THE FORCE AWAKENS concludes on a positively stirring, but questionable climax that left me asking far too many questions of the film’s logical usage of the Force as an entity in the story (the manner with which, for example, the film plays awfully loose on how the Force operates as a spiritual entity and who can or cannot use it at pressure-laden times seems to distractingly contradict the series’ very mythology). The film’s very cliffhanger ending may prove to be moving, brave, or frustrating (or a combination of all three) depending on your prerogative. To be absolutely fair, THE FORCE AWAKENS does many things exceptionally right. It evocatively recalls the series’ peak glory years while introducing us to a terrific menagerie of fascinating new personas that will help successfully propel us forward to Episode VIII in 2017. The film has a wonderfully nuanced balance between dramatic urgency and light-hearted merriment that’s a pleasure to behold (unexpectedly, this might be the funniest of the STAR WARS films). To his credit, Abrams has made a meticulously and proficiently crafted homage to the STAR WARS films of yesteryear that obviously comes from a deeply personal place from within that will resonate with viewers.

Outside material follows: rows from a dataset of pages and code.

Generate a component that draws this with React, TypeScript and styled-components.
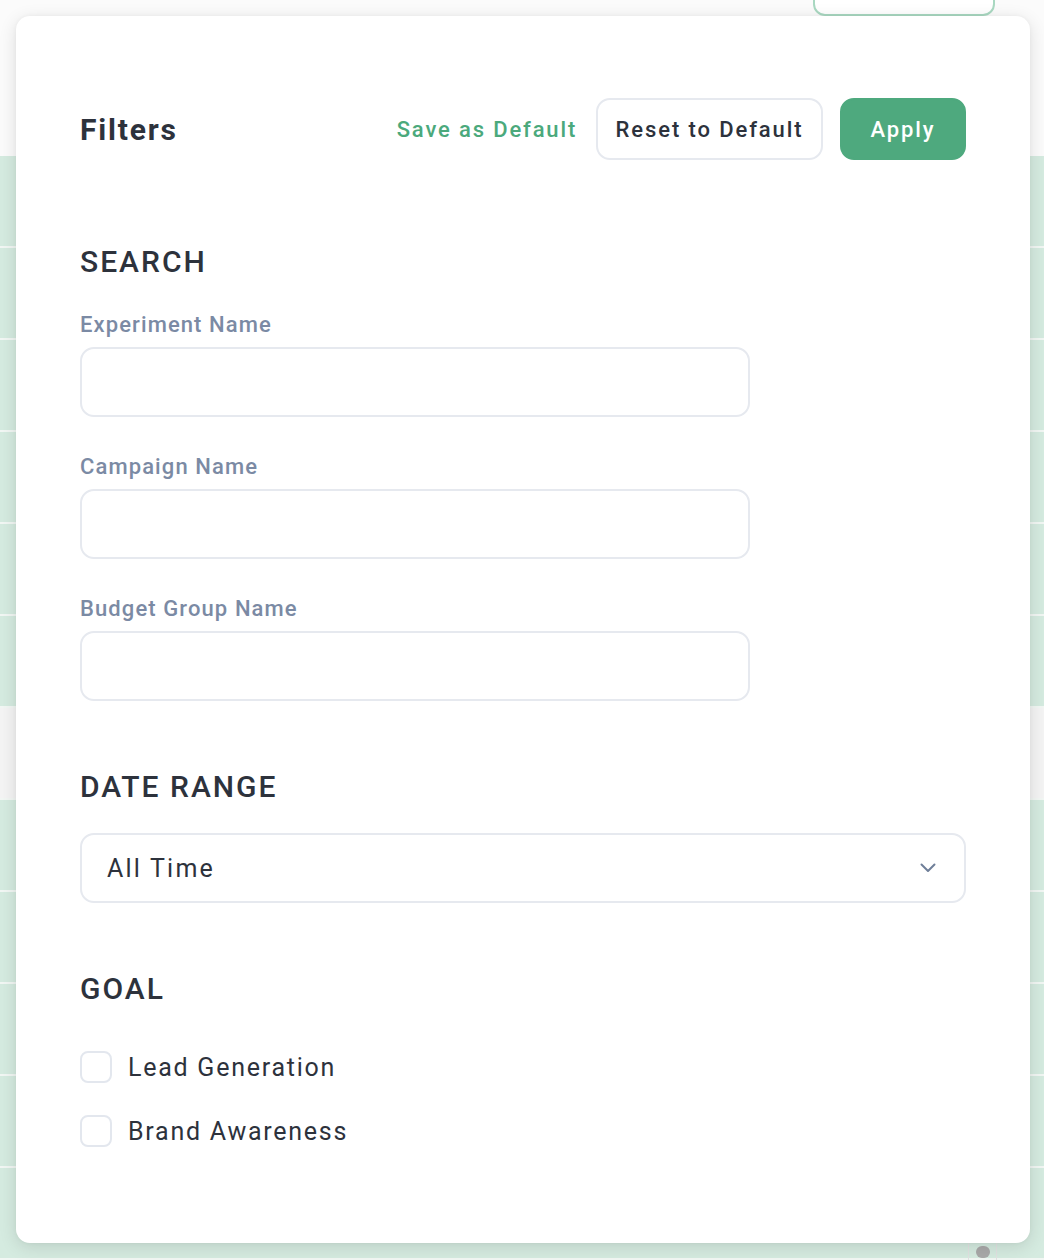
import React from 'react';
import styled, { createGlobalStyle } from 'styled-components';

const GlobalStyle = createGlobalStyle`
  html, body {
    margin: 0;
    padding: 0;
    background: #ffffff;
  }
  * {
    box-sizing: border-box;
  }
  body {
    font-family: Roboto, 'Noto Sans', 'Liberation Sans', sans-serif;
    -webkit-font-smoothing: antialiased;
  }
`;

const Screen = styled.div`
  position: relative;
  width: 1044px;
  height: 1260px;
  overflow: hidden;
  background: #ffffff;
`;

// page behind the modal
const Backdrop = styled.div`
  display: flex;
  flex-direction: column;
  height: 100%;
`;
const TopBar = styled.div`
  height: 158px;
  display: flex;
  justify-content: flex-end;
  align-items: flex-start;
  padding-right: 49px;
  background: #fbfbfb;
`;
const GhostButton = styled.div`
  width: 182px;
  height: 42px;
  margin-top: -26px;
  border: 2px solid #a9d8c1;
  border-radius: 12px;
  background: #ffffff;
`;
const Row = styled.div<{ muted?: boolean }>`
  height: 92px;
  flex-shrink: 0;
  background: ${(p) => (p.muted ? '#f4f4f4' : '#d5ebe0')};
  border-bottom: 2px solid #f2f7f4;
`;
const ScrollThumb = styled.div`
  position: absolute;
  left: 968px;
  top: 1240px;
  width: 29px;
  height: 24px;
  border-left: 1px solid #e2e2e2;
  border-right: 1px solid #e2e2e2;
  display: flex;
  justify-content: center;
  padding-top: 6px;
  &::after {
    content: '';
    width: 14px;
    height: 12px;
    border-radius: 7px;
    background: #a9a9a9;
  }
`;

// modal
const Panel = styled.div`
  position: absolute;
  left: 16px;
  top: 16px;
  width: 1014px;
  height: 1227px;
  background: #ffffff;
  border-radius: 14px;
  box-shadow: 0 4px 18px rgba(0, 0, 0, 0.12), 0 0 4px rgba(0, 0, 0, 0.04);
  padding: 82px 64px 0 64px;
  display: flex;
  flex-direction: column;
`;
const Header = styled.div`
  height: 62px;
  display: flex;
  align-items: center;
`;
const Title = styled.h1`
  margin: 0;
  flex: 1;
  font-size: 30px;
  font-weight: 700;
  letter-spacing: 1.8px;
  color: #2d323c;
`;
const LinkButton = styled.button`
  border: none;
  background: none;
  padding: 0;
  margin-right: 19px;
  font-family: inherit;
  font-size: 22px;
  font-weight: 500;
  letter-spacing: 1.85px;
  color: #4ba97c;
  cursor: pointer;
`;
const Button = styled.button<{ primary?: boolean }>`
  height: 62px;
  padding: 0 ${(p) => (p.primary ? 28.5 : 17.5)}px;
  border-radius: 14px;
  border: 2px solid ${(p) => (p.primary ? '#4ea97e' : '#e6e9ef')};
  background: ${(p) => (p.primary ? '#4ea97e' : '#ffffff')};
  color: ${(p) => (p.primary ? '#ffffff' : '#2d323c')};
  font-family: inherit;
  font-size: 22px;
  font-weight: 500;
  letter-spacing: 1.9px;
  margin-left: ${(p) => (p.primary ? 17 : 0)}px;
  cursor: pointer;
`;
const SectionTitle = styled.h2<{ gap: number }>`
  margin: ${(p) => p.gap}px 0 0 0;
  font-size: 30px;
  line-height: 36px;
  font-weight: 500;
  letter-spacing: 2px;
  color: #2d323c;
`;
const Label = styled.label<{ gap: number }>`
  display: block;
  margin-top: ${(p) => p.gap}px;
  font-size: 22px;
  line-height: 24px;
  font-weight: 500;
  letter-spacing: 1.1px;
  color: #7b8aa4;
`;
const Input = styled.input`
  display: block;
  width: 670px;
  height: 70px;
  margin-top: 10px;
  border: 2px solid #e6e9ef;
  border-radius: 14px;
  background: #ffffff;
  outline: none;
`;
const Select = styled.div`
  margin-top: 28px;
  height: 70px;
  border: 2px solid #e6e9ef;
  border-radius: 14px;
  display: flex;
  align-items: center;
  justify-content: space-between;
  padding: 0 28px 0 25px;
  font-size: 25px;
  letter-spacing: 2.2px;
  color: #2d323c;
`;
const Options = styled.div`
  margin-top: 44px;
  display: flex;
  flex-direction: column;
  gap: 32px;
`;
const CheckRow = styled.label`
  display: flex;
  align-items: center;
  gap: 16px;
  height: 32px;
  font-size: 25px;
  letter-spacing: 1.75px;
  color: #2d323c;
  cursor: pointer;
`;
const Box = styled.span`
  width: 32px;
  height: 32px;
  border: 2px solid #e3e7ee;
  border-radius: 8px;
  background: #ffffff;
`;

const Chevron = () => (
  <svg width="16" height="10" viewBox="0 0 16 10" fill="none">
    <path d="M1.5 1.5L8 8l6.5-6.5" stroke="#6f7f99" strokeWidth="2" strokeLinecap="round" strokeLinejoin="round" />
  </svg>
);

const fields = ['Experiment Name', 'Campaign Name', 'Budget Group Name'];
const goals = ['Lead Generation', 'Brand Awareness'];

const App = () => {
  return (
    <>
      <GlobalStyle />
      <Screen>
        <Backdrop>
          <TopBar>
            <GhostButton />
          </TopBar>
          {Array.from({ length: 12 }).map((_, i) => (
            <Row key={i} muted={i === 6} />
          ))}
        </Backdrop>
        <ScrollThumb />
        <Panel>
          <Header>
            <Title>Filters</Title>
            <LinkButton>Save as Default</LinkButton>
            <Button>Reset to Default</Button>
            <Button primary>Apply</Button>
          </Header>

          <SectionTitle gap={84}>SEARCH</SectionTitle>
          {fields.map((f, i) => (
            <React.Fragment key={f}>
              <Label gap={i === 0 ? 33 : 38}>{f}</Label>
              <Input />
            </React.Fragment>
          ))}

          <SectionTitle gap={68}>DATE RANGE</SectionTitle>
          <Select>
            <span>All Time</span>
            <Chevron />
          </Select>

          <SectionTitle gap={68}>GOAL</SectionTitle>
          <Options>
            {goals.map((g) => (
              <CheckRow key={g}>
                <Box />
                {g}
              </CheckRow>
            ))}
          </Options>
        </Panel>
      </Screen>
    </>
  );
};

export default App;
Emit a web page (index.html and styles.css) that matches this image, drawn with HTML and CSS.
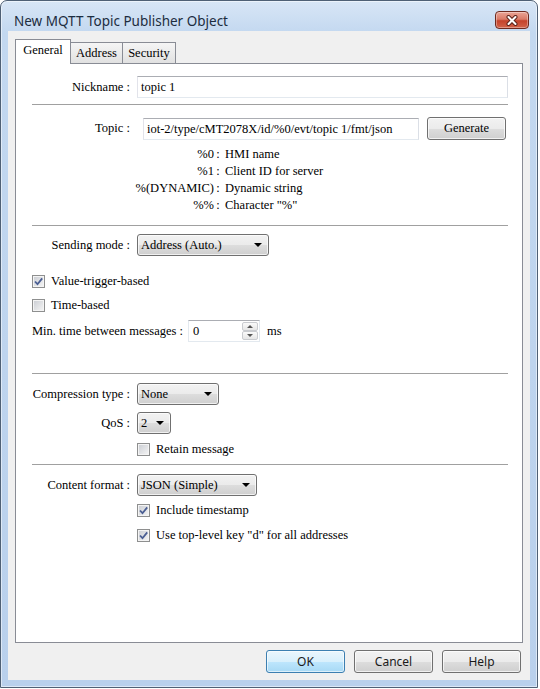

Alas, the limitations of such an approach holds this introductory sequel trilogy episode back from achieving a truly powerful sense of newfound awe and wonder in the underlining material that Lucas magnificently concocted nearly 40 years ago. Abrams uses and mimics the STAR WARS template and playbook well and to frequently exhilarating effect, but he rarely goes beyond it for inspiration.